There are loads of things we can complain about after playing a set. Bad sound, faulty equipment, out of tune singing, drunken guitarists... sh*t happens, and it can make for a sh*t gig. It's worth talking about this stuff after the set, or better yet, at the next rehearsal, but one way to guarantee I have a bad night is to complain while we're still on stage. I'm busy trying to perform to the audience and look like I'm enjoying myself, like the whole band should be, and that's pretty difficult if you're b*tching loud enough to hear you over the monitors.

 

Hopefully no-one on basschat is guilty of this, but if you are, give it a rest ay?

 

I was briefly in a band where the main guy (it was clearly HIS band, there was no doubt about it) was a bit like that. Not so much just complaining, but would spend the first 3-4 songs asking for changes to the monitors several times per song, and not precisely with a nice tone of voice (I don't think he meant to sound like an adult male chicken, I think he just gets very tense onstage wanting everything perfect)... That was not very nice, but what annoyed me the most was that he never wanted to show up early for soundchecks... which brought the issues he would complain about. If we had a soundcheck, even a short one, things would run much more smoothly.

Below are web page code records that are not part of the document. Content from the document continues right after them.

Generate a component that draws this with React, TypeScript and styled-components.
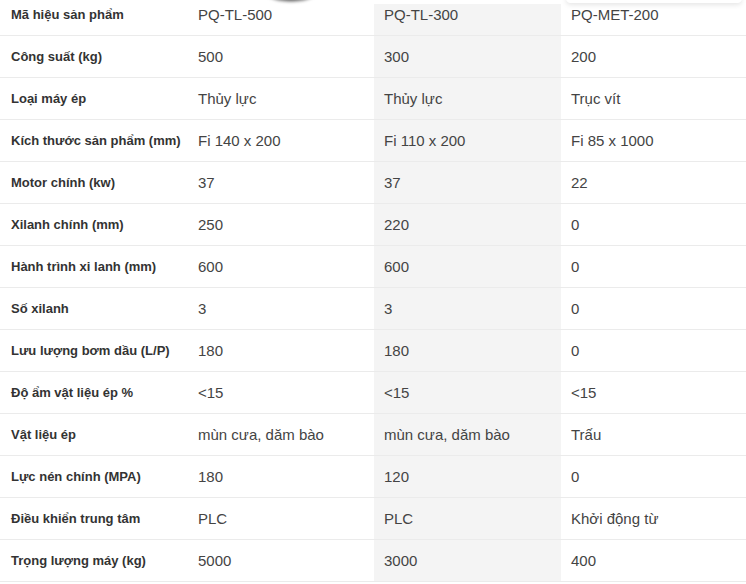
import React from "react";
import styled, { createGlobalStyle } from "styled-components";

const GlobalStyle = createGlobalStyle`
  html, body { margin: 0; padding: 0; background: #ffffff; }
  body { font-family: "Liberation Sans", Arial, sans-serif; overflow: hidden; }
`;

const Page = styled.div`
  position: relative;
  width: 746px;
  height: 584px;
  overflow: hidden;
  background: #ffffff;
`;

const TopCover = styled.div`
  position: absolute;
  left: 0;
  top: 0;
  width: 746px;
  height: 4px;
  background: #ffffff;
  z-index: 2;
`;

const CoverShadow = styled.div`
  position: absolute;
  left: 566px;
  top: -6px;
  width: 176px;
  height: 9px;
  background: #ffffff;
  border-radius: 6px;
  box-shadow: 0 2px 5px rgba(0, 0, 0, 0.1);
  z-index: 3;
`;

const DarkBlob = styled.div`
  position: absolute;
  left: 266px;
  top: -17px;
  width: 50px;
  height: 19px;
  border-radius: 50%;
  background: radial-gradient(ellipse at center, #3a3a3a 0%, #555 45%, rgba(120,120,120,0.5) 75%, rgba(255,255,255,0) 100%);
  filter: blur(1.5px);
  z-index: 4;
`;

const Table = styled.table`
  width: 746px;
  margin-top: -7px;
  border-collapse: collapse;
  table-layout: fixed;
`;

const Col = styled.col<{ $w: number }>`
  width: ${(p) => p.$w}px;
`;

const Row = styled.tr`
  height: 42px;
  border-bottom: 1px solid #ebebeb;
`;

const Cell = styled.td<{ $head?: boolean; $shade?: boolean }>`
  height: 41px;
  padding: 1px 0 0 ${(p) => (p.$head ? "11px" : "10px")};
  box-sizing: border-box;
  vertical-align: middle;
  font-family: "Liberation Sans", Arial, sans-serif;
  font-size: ${(p) => (p.$head ? "13px" : "15px")};
  font-weight: ${(p) => (p.$head ? 700 : 400)};
  color: ${(p) => (p.$head ? "#333333" : "#444444")};
  background: ${(p) => (p.$shade ? "#f4f4f4" : "transparent")};
  white-space: nowrap;
`;

const rows: [string, string, string, string][] = [
  ["Mã hiệu sản phẩm", "PQ-TL-500", "PQ-TL-300", "PQ-MET-200"],
  ["Công suất (kg)", "500", "300", "200"],
  ["Loại máy ép", "Thủy lực", "Thủy lực", "Trục vít"],
  ["Kích thước sản phẩm (mm)", "Fi 140 x 200", "Fi 110 x 200", "Fi 85 x 1000"],
  ["Motor chính (kw)", "37", "37", "22"],
  ["Xilanh chính (mm)", "250", "220", "0"],
  ["Hành trình xi lanh (mm)", "600", "600", "0"],
  ["Số xilanh", "3", "3", "0"],
  ["Lưu lượng bơm dầu (L/P)", "180", "180", "0"],
  ["Độ ẩm vật liệu ép %", "<15", "<15", "<15"],
  ["Vật liệu ép", "mùn cưa, dăm bào", "mùn cưa, dăm bào", "Trấu"],
  ["Lực nén chính (MPA)", "180", "120", "0"],
  ["Điều khiển trung tâm", "PLC", "PLC", "Khởi động từ"],
  ["Trọng lượng máy (kg)", "5000", "3000", "400"],
];

export default function App() {
  return (
    <Page>
      <GlobalStyle />
      <TopCover />
      <CoverShadow />
      <DarkBlob />
      <Table>
        <colgroup>
          <Col $w={188} />
          <Col $w={186} />
          <Col $w={187} />
          <Col $w={185} />
        </colgroup>
        <tbody>
          {rows.map((r) => (
            <Row key={r[0]}>
              <Cell $head>{r[0]}</Cell>
              <Cell>{r[1]}</Cell>
              <Cell $shade>{r[2]}</Cell>
              <Cell>{r[3]}</Cell>
            </Row>
          ))}
        </tbody>
      </Table>
    </Page>
  );
}
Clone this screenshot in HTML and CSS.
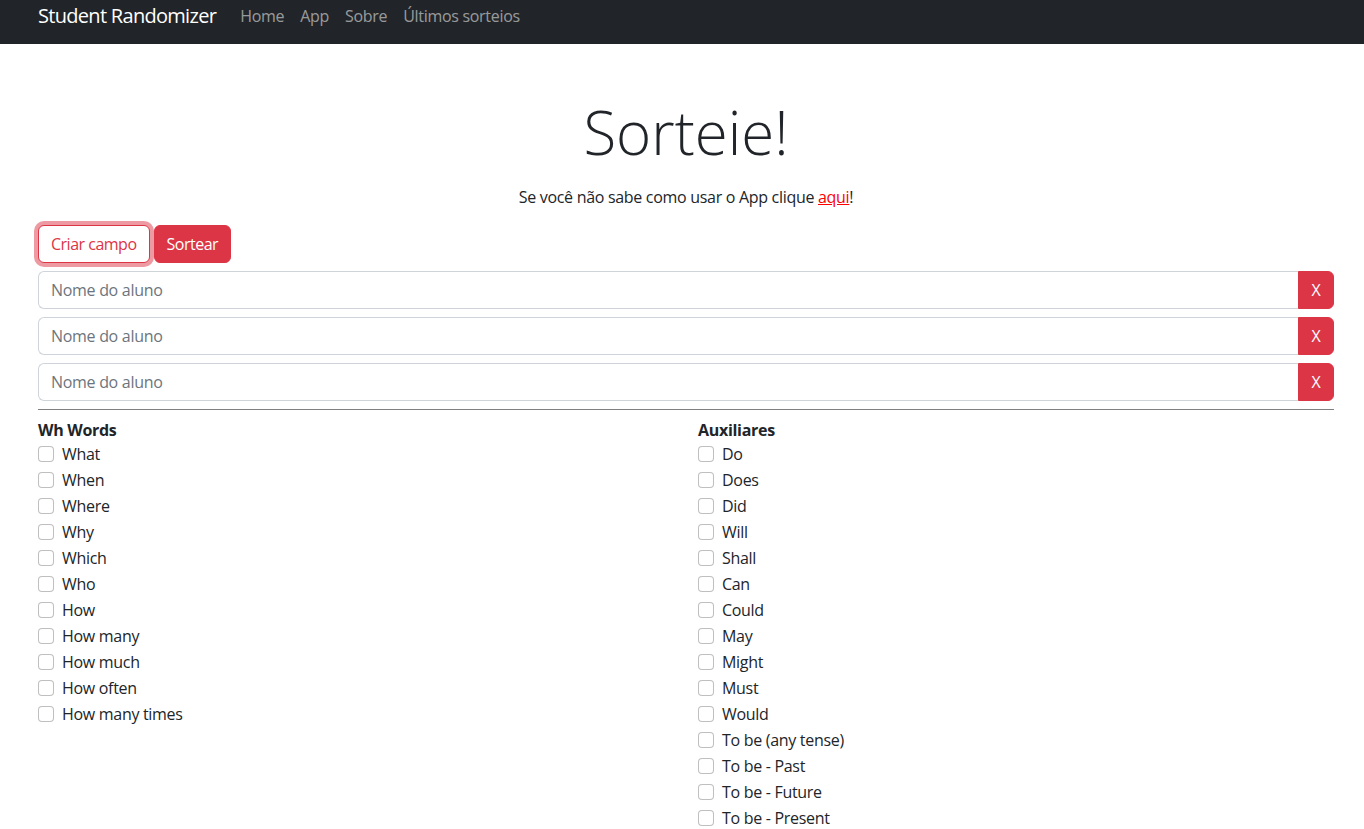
FILE: index.html
```html
<!DOCTYPE html>
<html lang="pt-BR">
<head>
<meta charset="utf-8">
<title>Student Randomizer</title>
<link rel="stylesheet" href="styles.css">
</head>
<body>
<nav class="navbar">
  <div class="nav-inner">
    <a class="brand" href="#">Student Randomizer</a>
    <ul class="nav-links">
      <li><a href="#">Home</a></li>
      <li><a href="#">App</a></li>
      <li><a href="#">Sobre</a></li>
      <li><a href="#">Últimos sorteios</a></li>
    </ul>
  </div>
</nav>
<main class="container">
  <h1 class="title">Sorteie!</h1>
  <p class="lead-text">Se você não sabe como usar o App clique <a href="#" class="red-link">aqui</a>!</p>
  <div class="actions">
    <button class="btn btn-outline focused">Criar campo</button>
    <button class="btn btn-danger">Sortear</button>
  </div>
  <div class="fields">
    <div class="input-group"><input type="text" placeholder="Nome do aluno"><button class="btn-x">X</button></div>
    <div class="input-group"><input type="text" placeholder="Nome do aluno"><button class="btn-x">X</button></div>
    <div class="input-group"><input type="text" placeholder="Nome do aluno"><button class="btn-x">X</button></div>
  </div>
  <hr class="divider">
  <div class="row">
    <div class="col">
      <h6 class="group-title">Wh Words</h6>
      <label class="check"><input type="checkbox"><span>What</span></label>
      <label class="check"><input type="checkbox"><span>When</span></label>
      <label class="check"><input type="checkbox"><span>Where</span></label>
      <label class="check"><input type="checkbox"><span>Why</span></label>
      <label class="check"><input type="checkbox"><span>Which</span></label>
      <label class="check"><input type="checkbox"><span>Who</span></label>
      <label class="check"><input type="checkbox"><span>How</span></label>
      <label class="check"><input type="checkbox"><span>How many</span></label>
      <label class="check"><input type="checkbox"><span>How much</span></label>
      <label class="check"><input type="checkbox"><span>How often</span></label>
      <label class="check"><input type="checkbox"><span>How many times</span></label>
    </div>
    <div class="col">
      <h6 class="group-title">Auxiliares</h6>
      <label class="check"><input type="checkbox"><span>Do</span></label>
      <label class="check"><input type="checkbox"><span>Does</span></label>
      <label class="check"><input type="checkbox"><span>Did</span></label>
      <label class="check"><input type="checkbox"><span>Will</span></label>
      <label class="check"><input type="checkbox"><span>Shall</span></label>
      <label class="check"><input type="checkbox"><span>Can</span></label>
      <label class="check"><input type="checkbox"><span>Could</span></label>
      <label class="check"><input type="checkbox"><span>May</span></label>
      <label class="check"><input type="checkbox"><span>Might</span></label>
      <label class="check"><input type="checkbox"><span>Must</span></label>
      <label class="check"><input type="checkbox"><span>Would</span></label>
      <label class="check"><input type="checkbox"><span>To be (any tense)</span></label>
      <label class="check"><input type="checkbox"><span>To be - Past</span></label>
      <label class="check"><input type="checkbox"><span>To be - Future</span></label>
      <label class="check"><input type="checkbox"><span>To be - Present</span></label>
    </div>
  </div>
</main>
</body>
</html>
```
FILE: styles.css
```css
* { box-sizing: border-box; }
html, body { margin: 0; padding: 0; }
body {
  font-family: "Open Sans", "Noto Sans", sans-serif;
  font-size: 16px;
  line-height: 1.5;
  color: #212529;
  background: #fff;
  letter-spacing: -0.3px;
}
.navbar {
  background: #212529;
  height: 44px;
}
.nav-inner {
  display: flex;
  align-items: center;
  height: 100%;
  padding: 0 30px 0 38px;
}
.brand {
  color: #fff;
  text-decoration: none;
  font-size: 20px;
  line-height: 30px;
  letter-spacing: -0.7px;
  margin-right: 16px;
  margin-top: -12px;
}
.nav-links {
  list-style: none;
  display: flex;
  margin: 0;
  padding: 0;
  margin-top: -12px;
}
.nav-links a {
  display: block;
  color: rgba(255,255,255,.55);
  text-decoration: none;
  padding: 0 8px;
  line-height: 24px;
}
.container {
  padding: 0 30px 0 38px;
}
.title {
  font-size: 60px;
  font-weight: 300;
  line-height: 86px;
  text-align: center;
  margin: 45px 0 10px;
  letter-spacing: 0;
}
.lead-text {
  text-align: center;
  margin: 0 0 16px;
}
.red-link { color: #f00; }
.actions {
  display: flex;
  gap: 4px;
  margin-bottom: 8px;
}
.btn {
  font-family: inherit;
  font-size: 16px;
  line-height: 24px;
  padding: 6px 12px;
  border-radius: 6px;
  border: 1px solid #dc3545;
  letter-spacing: -0.5px;
  cursor: pointer;
}
.btn-outline { background: #fff; color: #dc3545; }
.btn-outline.focused { box-shadow: 0 0 0 4px rgba(220,53,69,.5); }
.btn-danger { background: #dc3545; color: #fff; }
.fields {
  display: flex;
  flex-direction: column;
  gap: 8px;
}
.input-group {
  display: flex;
}
.input-group input {
  flex: 1;
  height: 38px;
  border: 1px solid #ced4da;
  border-right: none;
  border-radius: 6px 0 0 6px;
  padding: 6px 12px;
  font-family: inherit;
  font-size: 16px;
  letter-spacing: inherit;
  color: #212529;
}
.input-group input::placeholder { color: #6c757d; }
.btn-x {
  width: 36px;
  height: 38px;
  border: 1px solid #dc3545;
  background: #dc3545;
  color: #fff;
  border-radius: 0 6px 6px 0;
  font-family: inherit;
  font-size: 16px;
  padding: 0;
}
.divider {
  border: 0;
  border-top: 1px solid #808080;
  margin: 8px 0;
}
.row {
  display: flex;
  margin: 0 -12px;
}
.col {
  flex: 1 1 0;
  padding: 0 12px;
}
.group-title {
  font-size: 16px;
  font-weight: 700;
  margin: 0;
  line-height: 24px;
}
.check {
  display: flex;
  align-items: center;
  min-height: 24px;
  margin-bottom: 2px;
}
.check input {
  appearance: none;
  -webkit-appearance: none;
  width: 16px;
  height: 16px;
  margin: 0 8px 0 0;
  border: 1px solid rgba(0,0,0,.25);
  border-radius: 4px;
  background: #fff;
  flex: none;
}
```
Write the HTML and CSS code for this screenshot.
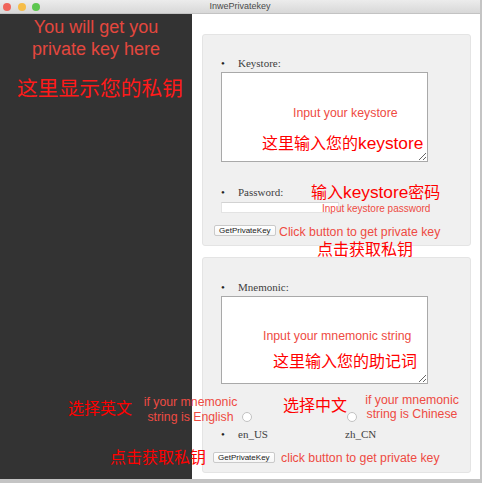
FILE: index.html
```html
<!DOCTYPE html>
<html lang="zh">
<head>
<meta charset="utf-8">
<title>InwePrivatekey</title>
<link rel="stylesheet" href="styles.css">
</head>
<body>
<div class="window">
  <header class="titlebar">
    <div class="lights"><span class="light red"></span><span class="light yellow"></span><span class="light green"></span></div>
    <div class="title">InwePrivatekey</div>
    <div></div>
  </header>
  <div class="content">
    <aside class="output">
      <p class="lead">You will get you<br>private key here</p>
      <p class="lead-cn">这里显示您的私钥</p>
    </aside>
    <main class="forms">
      <section class="box box-keystore">
        <ul class="field-list"><li>Keystore:</li></ul>
        <textarea class="area"></textarea>
        <ul class="field-list pw-list"><li>Password:</li></ul>
        <input type="password" class="pw-input">
        <button class="btn btn-ks">GetPrivateKey</button>
      </section>
      <section class="box box-mnemonic">
        <ul class="field-list mn-list"><li>Mnemonic:</li></ul>
        <textarea class="area area-mn"></textarea>
        <div class="radios">
          <input type="radio" name="lang" class="radio">
          <input type="radio" name="lang" class="radio">
        </div>
        <ul class="field-list langs"><li><span class="lang-en">en_US</span><span>zh_CN</span></li></ul>
        <button class="btn btn-mn">GetPrivateKey</button>
      </section>
    </main>
  </div>

  <p class="note note-en n-ks-hint">Input your keystore</p>
  <p class="note note-cn n-ks-cn">这里输入您的<span class="latin">keystore</span></p>
  <p class="note note-cn n-pw-cn">输入<span class="latin">keystore</span>密码</p>
  <p class="note note-en n-pw-hint">Input keystore password</p>
  <p class="note note-en n-btn1">Click button to get private key</p>
  <p class="note note-cn n-btn1-cn">点击获取私钥</p>
  <p class="note note-en n-mn-hint">Input your mnemonic string</p>
  <p class="note note-cn n-mn-cn">这里输入您的助记词</p>
  <p class="note note-cn n-en-cn">选择英文</p>
  <p class="note note-en n-en-hint">if your mnemonic<br>string is English</p>
  <p class="note note-cn n-zh-cn">选择中文</p>
  <p class="note note-en n-zh-hint">if your mnemonic<br>string is Chinese</p>
  <p class="note note-cn n-btn2-cn">点击获取私钥</p>
  <p class="note note-en n-btn2">click button to get private key</p>
</div>
</body>
</html>
```

FILE: styles.css
```css
* { box-sizing: border-box; }

html, body {
  margin: 0;
  background: #c4c4c4;
}

body {
  width: 482px;
  height: 483px;
  overflow: hidden;
  font-family: "Liberation Sans", "Noto Sans CJK SC", sans-serif;
}

.window {
  position: relative;
  width: 480px;
  height: 479px;
  display: flex;
  flex-direction: column;
  background: #fff;
}

.titlebar {
  height: 14px;
  flex: none;
  display: grid;
  grid-template-columns: 1fr auto 1fr;
  align-items: center;
  background: linear-gradient(#ececec, #d8d8d8);
  border-bottom: 1px solid #c3c3c3;
}

.lights {
  display: flex;
  gap: 6.5px;
  padding-left: 3px;
}

.light {
  width: 8px;
  height: 8px;
  border-radius: 50%;
}
.red { background: #f0655b; }
.yellow { background: #f6bd48; }
.green { background: #5cc64f; }

.title {
  font-size: 9px;
  line-height: 13px;
  color: #4b4b4b;
}

.content {
  flex: 1;
  display: flex;
}

.output {
  width: 192px;
  flex: none;
  background: #333333;
  padding-top: 2px;
}

.lead {
  margin: 0;
  text-align: center;
  font-size: 18px;
  line-height: 22px;
  color: #e4473e;
}

.lead-cn {
  margin: 17px 0 0 17px;
  font-size: 20.75px;
  line-height: 24px;
  color: #ff1a1a;
  white-space: nowrap;
}

.forms {
  flex: 1;
  display: flex;
  flex-direction: column;
  gap: 11px;
  padding: 20px 9px 0 10px;
}

.box {
  background: #f0f0f0;
  border: 1px solid #e4e4e4;
  border-radius: 3px;
  padding-left: 18px;
}
.box-keystore { height: 212px; }
.box-mnemonic { height: 216px; }

.field-list {
  margin: 22px 0 2px;
  padding-left: 17px;
  font-family: "Liberation Serif", serif;
  font-size: 11px;
  line-height: 13px;
  color: #3e3e3e;
}
.field-list li::marker {
  content: "•\00a0\00a0\00a0\00a0\2009";
  color: #222;
}
.mn-list { margin-top: 23px; }
.pw-list { margin-top: 24px; margin-bottom: 3px; }
.langs { margin: 6px 0 0; }

.area {
  display: block;
  width: 207px;
  height: 90px;
  margin: 0;
  padding: 2px;
  border: 1px solid #a9a9a9;
  background: #fff;
}
.area-mn { height: 88px; }

.pw-input {
  display: block;
  width: 118px;
  height: 11px;
  margin: 0;
  padding: 0;
  border: 1px solid #e3e3e3;
  border-top-color: #d2d2d2;
  background: #fff;
}

.btn {
  display: block;
  height: 11px;
  margin: 0;
  padding: 0 4px;
  border: 1px solid #cacaca;
  border-radius: 2px;
  background: linear-gradient(#ffffff, #f6f6f6);
  font-family: "Liberation Sans", sans-serif;
  font-size: 8px;
  line-height: 9px;
  color: #222;
}
.btn-ks { margin: 12px 0 0 -7px; }
.btn-mn { margin: 11px 0 0 -8px; }

.radios {
  display: flex;
  gap: 95px;
  margin-top: 28px;
  padding-left: 21px;
}

.radio {
  appearance: none;
  -webkit-appearance: none;
  width: 10px;
  height: 10px;
  margin: 0;
  border: 1px solid #c2c2c2;
  border-radius: 50%;
  background: #fff;
}

.lang-en {
  display: inline-block;
  width: 107px;
}

/* annotation overlay */
.note {
  position: absolute;
  margin: 0;
  line-height: 1;
  white-space: nowrap;
}
.note-en { color: #ee4b43; font-size: 12.3px; }
.note-cn { color: #ff0000; font-size: 16px; }
.latin { font-size: 17.3px; }

.n-ks-hint { left: 293px; top: 107px; }
.n-ks-cn { left: 262px; top: 135px; }
.n-pw-cn { left: 311px; top: 184px; }
.n-pw-hint { left: 322px; top: 204px; font-size: 10px; }
.n-btn1 { left: 279px; top: 226px; }
.n-btn1-cn { left: 317px; top: 242px; }
.n-mn-hint { left: 263px; top: 330px; }
.n-mn-cn { left: 273px; top: 354px; }
.n-en-cn { left: 68px; top: 401px; }
.n-en-hint { left: 140px; top: 395px; width: 101px; text-align: center; line-height: 15px; }
.n-zh-cn { left: 283px; top: 398px; }
.n-zh-hint { left: 361px; top: 393px; width: 102px; text-align: center; line-height: 14px; }
.n-btn2-cn { left: 110px; top: 450px; }
.n-btn2 { left: 281px; top: 452px; }
```
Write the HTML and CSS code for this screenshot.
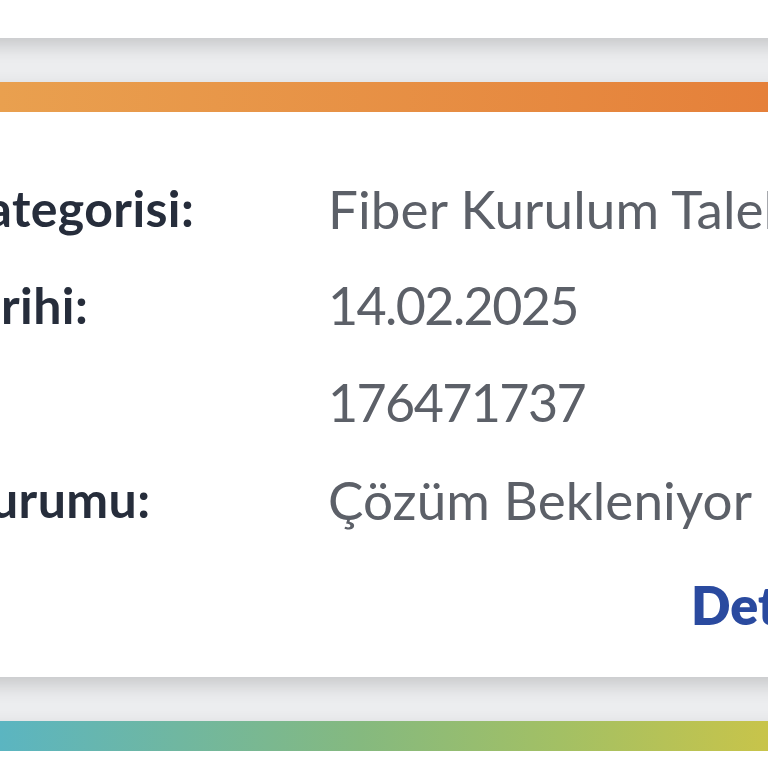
FILE: index.html
```html
<!DOCTYPE html>
<html lang="tr">
<head>
<meta charset="utf-8">
<title>Talep Detayı</title>
<link rel="stylesheet" href="styles.css">
</head>
<body>
<div class="viewport">
  <div class="card card-prev"></div>

  <div class="card">
    <div class="bar bar-orange"></div>
    <div class="card-body">
      <dl class="info">
        <dt class="label">Talep Kategorisi:</dt>
        <dd class="value">Fiber Kurulum Talebi</dd>
        <dt class="label">Talep Tarihi:</dt>
        <dd class="value value-num">14.02.2025</dd>
        <dt class="label">No:</dt>
        <dd class="value value-num">176471737</dd>
        <dt class="label">Talep Durumu:</dt>
        <dd class="value">Çözüm Bekleniyor</dd>
      </dl>
      <div class="actions">
        <a class="detail-link" href="#">Detay</a>
      </div>
    </div>
  </div>

  <div class="card card-next">
    <div class="bar bar-green"></div>
    <div class="card-body card-body-next"></div>
  </div>
</div>
</body>
</html>
```

FILE: styles.css
```css
html, body {
  margin: 0;
  padding: 0;
}

body {
  background: #ecedef;
  font-family: "Lato", "Noto Sans", sans-serif;
  overflow: hidden;
}

.viewport {
  width: 768px;
  height: 768px;
  overflow: hidden;
  display: flex;
  flex-direction: column;
  gap: 44px;
}

.card {
  background: #ffffff;
  margin-left: -240px;
  width: 1300px;
  box-shadow: 0 8px 18px rgba(0, 0, 0, 0.16);
  flex-shrink: 0;
}

.card-prev {
  height: 38px;
}

.bar {
  height: 30px;
}

.bar-orange {
  background: linear-gradient(90deg, #eca554 0%, #e9a04f 240px, #e5803a 1008px, #e27833 100%);
}

.bar-green {
  background: linear-gradient(90deg, #5ab6c6 0%, #5bb5c1 240px, #85b97f 600px, #a3c064 800px, #c8c44a 1008px, #cdc548 100%);
}

.card-body {
  height: 565px;
  padding-top: 48px;
  box-sizing: border-box;
}

.card-body-next {
  height: 60px;
}

.info {
  margin: 0;
  display: grid;
  grid-template-columns: 568px 1fr;
  line-height: 97px;
}

.label {
  margin: 0;
  font-size: 50px;
  font-weight: 700;
  color: #262d3b;
  white-space: nowrap;
  padding-left: 60px;
  letter-spacing: 0.4px;
}

.value {
  margin: 0;
  font-size: 53px;
  color: #5c6068;
  white-space: nowrap;
  letter-spacing: 0.1px;
}

.value-num {
  font-size: 52px;
  letter-spacing: -1.6px;
}

.actions {
  display: flex;
  padding-left: 931px;
  margin-top: 9px;
}

.detail-link {
  font-size: 52px;
  line-height: 97px;
  font-weight: 800;
  color: #2a4a9f;
  text-decoration: none;
}
```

Great music (originals, fusion of funk and hip hop), I loved that, but he sucked the joy out of it and I quit after a few weeks during a rehearsal. He started giving us a lecture and complaining about the backing vocalist having missed a cue about a part where she'd take over the lead... but the rest of the band kept it going, we repeated the section smoothly and she picked it up correctly the second time around. She had been saying from the start that she could not hear the main vocals or the guitar and she was struggling. That was the last drop for me and I packed and left for good. The only band I quit when I was sad to quit, as musically it was very good.

 

The guy is now a solo act. I wonder why.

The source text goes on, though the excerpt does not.